P.S. I've adapted the names and type signatures just a little bit compared to the original post, for the sake of making this question easier to follow.

Answer 1

There is a semantical reason for this restriction (so that an automatic desugaring is not reasonable). Conceptually, the semantics of functional patterns is defined by evaluating (by narrowing) the functional patterns to data terms and replacing the functional patterns by these data terms so that they act as standard patterns. In order to use this idea as a contructive definition, it is required that the functions used in functional patterns are defined on a "lower level" than the function containing the functional patterns. Hence, there must exist a level-mapping for all functions. This is described in the paper on functional patterns in detail (but not checked by the current compiler). As a consequence, function variables in functional patterns are not allowed.

One might think about extending this, but this is outside the current foundation of functional patterns.

Answer 2

simply speaking, the syntax of functional patterns such as f x requires the function f to be a defined function accessible in the scope of inverse', which is why xs ++ ys works, where f x does not.

This is motivated by the implementation of functional patterns. They are transformed into a call to a primitive operator =:<= performing a kind of "lazy" unification (lazy because it may bind free variables to expressions instead of values), where the variables occurring in the pattern are introduced as fresh logic variables. Thus, the function

f (id x) = x

gets transformed to

f y | id x =:<= y = x  where x free

If the function in the functional pattern would now be a variable then arbitrary functions would have to be guessed, which is not supported in Curry.

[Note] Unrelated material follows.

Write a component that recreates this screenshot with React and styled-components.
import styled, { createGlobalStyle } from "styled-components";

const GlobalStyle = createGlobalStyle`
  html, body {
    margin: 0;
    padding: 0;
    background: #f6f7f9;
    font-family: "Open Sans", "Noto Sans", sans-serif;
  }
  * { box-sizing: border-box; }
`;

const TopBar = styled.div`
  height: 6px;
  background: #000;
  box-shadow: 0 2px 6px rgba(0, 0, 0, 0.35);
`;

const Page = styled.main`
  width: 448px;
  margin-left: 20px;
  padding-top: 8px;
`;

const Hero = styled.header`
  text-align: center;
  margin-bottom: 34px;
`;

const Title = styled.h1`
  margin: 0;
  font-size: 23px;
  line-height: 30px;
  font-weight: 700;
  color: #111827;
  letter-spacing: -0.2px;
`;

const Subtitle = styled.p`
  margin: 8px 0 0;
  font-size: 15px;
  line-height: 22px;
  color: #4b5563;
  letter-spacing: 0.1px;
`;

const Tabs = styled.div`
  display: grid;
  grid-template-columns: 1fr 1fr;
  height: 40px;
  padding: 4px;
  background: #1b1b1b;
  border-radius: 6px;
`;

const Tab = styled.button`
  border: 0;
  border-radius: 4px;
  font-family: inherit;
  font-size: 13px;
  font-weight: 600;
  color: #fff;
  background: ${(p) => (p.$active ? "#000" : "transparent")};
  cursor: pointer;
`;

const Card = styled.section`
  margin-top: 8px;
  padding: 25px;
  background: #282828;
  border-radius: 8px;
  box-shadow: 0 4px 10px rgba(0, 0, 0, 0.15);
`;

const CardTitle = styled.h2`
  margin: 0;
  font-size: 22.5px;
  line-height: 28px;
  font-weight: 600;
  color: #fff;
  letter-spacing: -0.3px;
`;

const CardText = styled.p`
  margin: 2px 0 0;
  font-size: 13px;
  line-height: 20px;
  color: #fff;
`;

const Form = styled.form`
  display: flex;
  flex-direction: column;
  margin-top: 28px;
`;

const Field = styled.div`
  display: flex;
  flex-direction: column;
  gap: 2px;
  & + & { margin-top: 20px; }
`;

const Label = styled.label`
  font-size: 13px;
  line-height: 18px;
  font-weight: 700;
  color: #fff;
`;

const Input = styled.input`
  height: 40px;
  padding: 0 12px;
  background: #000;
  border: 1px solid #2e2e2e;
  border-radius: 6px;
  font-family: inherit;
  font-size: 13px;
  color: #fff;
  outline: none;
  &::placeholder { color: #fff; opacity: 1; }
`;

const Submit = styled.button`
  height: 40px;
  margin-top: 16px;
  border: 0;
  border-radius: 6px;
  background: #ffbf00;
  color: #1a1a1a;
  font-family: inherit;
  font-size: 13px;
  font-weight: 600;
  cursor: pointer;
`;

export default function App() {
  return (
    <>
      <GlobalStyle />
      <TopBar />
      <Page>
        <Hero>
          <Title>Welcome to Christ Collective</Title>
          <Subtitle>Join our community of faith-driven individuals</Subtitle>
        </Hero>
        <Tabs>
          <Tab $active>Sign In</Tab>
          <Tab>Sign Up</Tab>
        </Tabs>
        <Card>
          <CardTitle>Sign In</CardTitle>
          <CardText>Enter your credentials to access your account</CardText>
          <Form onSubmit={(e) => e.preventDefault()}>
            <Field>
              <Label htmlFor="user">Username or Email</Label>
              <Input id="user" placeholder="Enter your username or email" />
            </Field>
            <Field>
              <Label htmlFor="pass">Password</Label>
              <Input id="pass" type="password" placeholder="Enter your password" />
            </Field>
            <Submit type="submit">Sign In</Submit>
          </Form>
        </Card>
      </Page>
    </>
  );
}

You may now encounter that f is not really a free variable since it is determined by the first argument of inverse', and this is indeed true. The definition of inverse' also uses the syntax of non-linear patterns (since f occurs twice), and its translation replaces recurring variables by fresh ones and then unifies the formerly recurring variables by strict unification. For instance,

pair (x, x) = success

is equivalent to the definition

pair' (x, y) | x =:= y = success

so that your example would get transformed to

inverse' f y | f =:= g & g x =:<= y = x where g, x free

Note that this requires the strict unification of functions, which is currently not supported in KiCS2. However, this definition works in PAKCS.

If we, however, further simplify this definition, we get

inverse' f y | f x =:<= y = x where x free

and this definition finally works as expected in both PAKCS and KiCS2.

Note that the explicit use of the primitive operator =:<= is not recommended in general, since it might bind logic variables to expressions instead of values, and thus violate the semantics of logic variables (which subsume all values of a certain type, but not expressions). The translation of functional patterns ensures that this violation can not be observed, but it might be if =:<= is used directly.

Finally, there also exists a library FunctionInversion for both PAKCS and KiCS2 which provides the functions invf1 to invf5 for the inversion of functions with different arities.